• STATED GOAL
Could you output each line of the data that follows exactly?
# start of DATA EXCERPT
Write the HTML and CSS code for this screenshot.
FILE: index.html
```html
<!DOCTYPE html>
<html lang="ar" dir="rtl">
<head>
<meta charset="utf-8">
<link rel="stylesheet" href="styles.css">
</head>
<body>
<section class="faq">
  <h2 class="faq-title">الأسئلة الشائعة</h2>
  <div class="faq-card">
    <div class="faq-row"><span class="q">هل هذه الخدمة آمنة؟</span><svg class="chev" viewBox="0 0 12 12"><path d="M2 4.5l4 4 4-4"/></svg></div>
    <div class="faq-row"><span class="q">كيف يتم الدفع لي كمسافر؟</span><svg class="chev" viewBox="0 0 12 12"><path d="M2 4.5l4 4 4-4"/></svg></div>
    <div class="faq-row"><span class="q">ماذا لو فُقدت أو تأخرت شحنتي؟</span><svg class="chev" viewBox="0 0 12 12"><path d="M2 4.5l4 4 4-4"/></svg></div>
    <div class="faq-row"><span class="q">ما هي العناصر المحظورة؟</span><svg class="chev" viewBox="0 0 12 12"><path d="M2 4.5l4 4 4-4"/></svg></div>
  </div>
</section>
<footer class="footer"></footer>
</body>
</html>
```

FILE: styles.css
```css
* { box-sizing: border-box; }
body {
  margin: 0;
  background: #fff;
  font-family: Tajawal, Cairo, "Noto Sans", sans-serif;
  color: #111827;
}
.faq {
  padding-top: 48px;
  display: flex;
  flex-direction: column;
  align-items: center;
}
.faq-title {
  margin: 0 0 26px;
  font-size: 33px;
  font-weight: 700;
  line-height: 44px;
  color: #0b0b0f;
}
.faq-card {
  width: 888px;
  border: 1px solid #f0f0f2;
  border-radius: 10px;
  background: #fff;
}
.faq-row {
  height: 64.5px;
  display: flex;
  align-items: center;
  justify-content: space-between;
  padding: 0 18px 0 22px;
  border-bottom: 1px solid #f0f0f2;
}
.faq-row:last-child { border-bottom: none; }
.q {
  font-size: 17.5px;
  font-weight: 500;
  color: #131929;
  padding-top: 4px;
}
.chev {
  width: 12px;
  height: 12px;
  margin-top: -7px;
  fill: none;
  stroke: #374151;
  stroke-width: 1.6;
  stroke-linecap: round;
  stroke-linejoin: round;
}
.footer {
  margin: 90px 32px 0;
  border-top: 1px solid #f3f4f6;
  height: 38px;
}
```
# end of DATA EXCERPT
• OUTPUT OF THE TASK
Write the HTML and CSS code for this screenshot.
FILE: index.html
```html
<!DOCTYPE html>
<html lang="ar" dir="rtl">
<head>
<meta charset="utf-8">
<link rel="stylesheet" href="styles.css">
</head>
<body>
<section class="faq">
  <h2 class="faq-title">الأسئلة الشائعة</h2>
  <div class="faq-card">
    <div class="faq-row"><span class="q">هل هذه الخدمة آمنة؟</span><svg class="chev" viewBox="0 0 12 12"><path d="M2 4.5l4 4 4-4"/></svg></div>
    <div class="faq-row"><span class="q">كيف يتم الدفع لي كمسافر؟</span><svg class="chev" viewBox="0 0 12 12"><path d="M2 4.5l4 4 4-4"/></svg></div>
    <div class="faq-row"><span class="q">ماذا لو فُقدت أو تأخرت شحنتي؟</span><svg class="chev" viewBox="0 0 12 12"><path d="M2 4.5l4 4 4-4"/></svg></div>
    <div class="faq-row"><span class="q">ما هي العناصر المحظورة؟</span><svg class="chev" viewBox="0 0 12 12"><path d="M2 4.5l4 4 4-4"/></svg></div>
  </div>
</section>
<footer class="footer"></footer>
</body>
</html>
```

FILE: styles.css
```css
* { box-sizing: border-box; }
body {
  margin: 0;
  background: #fff;
  font-family: Tajawal, Cairo, "Noto Sans", sans-serif;
  color: #111827;
}
.faq {
  padding-top: 48px;
  display: flex;
  flex-direction: column;
  align-items: center;
}
.faq-title {
  margin: 0 0 26px;
  font-size: 33px;
  font-weight: 700;
  line-height: 44px;
  color: #0b0b0f;
}
.faq-card {
  width: 888px;
  border: 1px solid #f0f0f2;
  border-radius: 10px;
  background: #fff;
}
.faq-row {
  height: 64.5px;
  display: flex;
  align-items: center;
  justify-content: space-between;
  padding: 0 18px 0 22px;
  border-bottom: 1px solid #f0f0f2;
}
.faq-row:last-child { border-bottom: none; }
.q {
  font-size: 17.5px;
  font-weight: 500;
  color: #131929;
  padding-top: 4px;
}
.chev {
  width: 12px;
  height: 12px;
  margin-top: -7px;
  fill: none;
  stroke: #374151;
  stroke-width: 1.6;
  stroke-linecap: round;
  stroke-linejoin: round;
}
.footer {
  margin: 90px 32px 0;
  border-top: 1px solid #f3f4f6;
  height: 38px;
}
```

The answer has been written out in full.